- WHAT NEEDS TO BE DONE
Leave out the images and repeat the listing below without a single change.

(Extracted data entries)
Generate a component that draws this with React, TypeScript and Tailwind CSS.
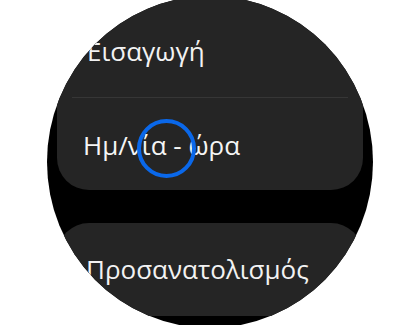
export default function App() {
  return (
    <div className="w-[420px] h-[325px] bg-white overflow-hidden relative" style={{ fontFamily: "'Open Sans', Roboto, sans-serif" }}>
      <div className="ml-[47px] mt-[-4px] w-[326px] h-[332px] rounded-[50%] overflow-hidden bg-black px-[10px]">
        <div className="bg-[#252525] rounded-b-[32px]">
          <div className="h-[101px] pt-[42px] pl-[30px]">
            <span className="text-[26px] leading-[26px] text-[#f2f2f2]">Εισαγωγή</span>
          </div>
          <div className="h-px bg-[#363636] mx-[15px]" />
          <div className="h-[92px] pt-[34px] pl-[26px]">
            <span className="text-[26px] leading-[26px] text-[#f5f5f5]">Ημ/νία - ώρα</span>
          </div>
        </div>
        <div className="mt-[33px] h-[93px] bg-[#252525] rounded-t-[32px] pt-[33px] pl-[29px]">
          <span className="text-[26px] leading-[26px] text-[#f2f2f2]">Προσανατολισμός</span>
        </div>
      </div>
      <div className="absolute left-[137px] top-[119px] w-[59px] h-[59px] rounded-full border-[4px] border-[#0a68ea]" />
    </div>
  );
}
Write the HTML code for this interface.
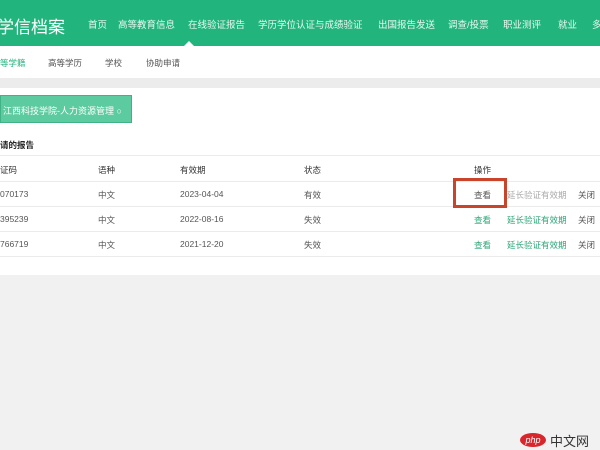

- SOLUTION FOR THIS PROBLEM
Generate a component that draws this with React, TypeScript and Tailwind CSS.
export default function App() {
  return (
    <div className="w-[420px] h-[325px] bg-white overflow-hidden relative" style={{ fontFamily: "'Open Sans', Roboto, sans-serif" }}>
      <div className="ml-[47px] mt-[-4px] w-[326px] h-[332px] rounded-[50%] overflow-hidden bg-black px-[10px]">
        <div className="bg-[#252525] rounded-b-[32px]">
          <div className="h-[101px] pt-[42px] pl-[30px]">
            <span className="text-[26px] leading-[26px] text-[#f2f2f2]">Εισαγωγή</span>
          </div>
          <div className="h-px bg-[#363636] mx-[15px]" />
          <div className="h-[92px] pt-[34px] pl-[26px]">
            <span className="text-[26px] leading-[26px] text-[#f5f5f5]">Ημ/νία - ώρα</span>
          </div>
        </div>
        <div className="mt-[33px] h-[93px] bg-[#252525] rounded-t-[32px] pt-[33px] pl-[29px]">
          <span className="text-[26px] leading-[26px] text-[#f2f2f2]">Προσανατολισμός</span>
        </div>
      </div>
      <div className="absolute left-[137px] top-[119px] w-[59px] h-[59px] rounded-full border-[4px] border-[#0a68ea]" />
    </div>
  );
}
Write the HTML code for this interface.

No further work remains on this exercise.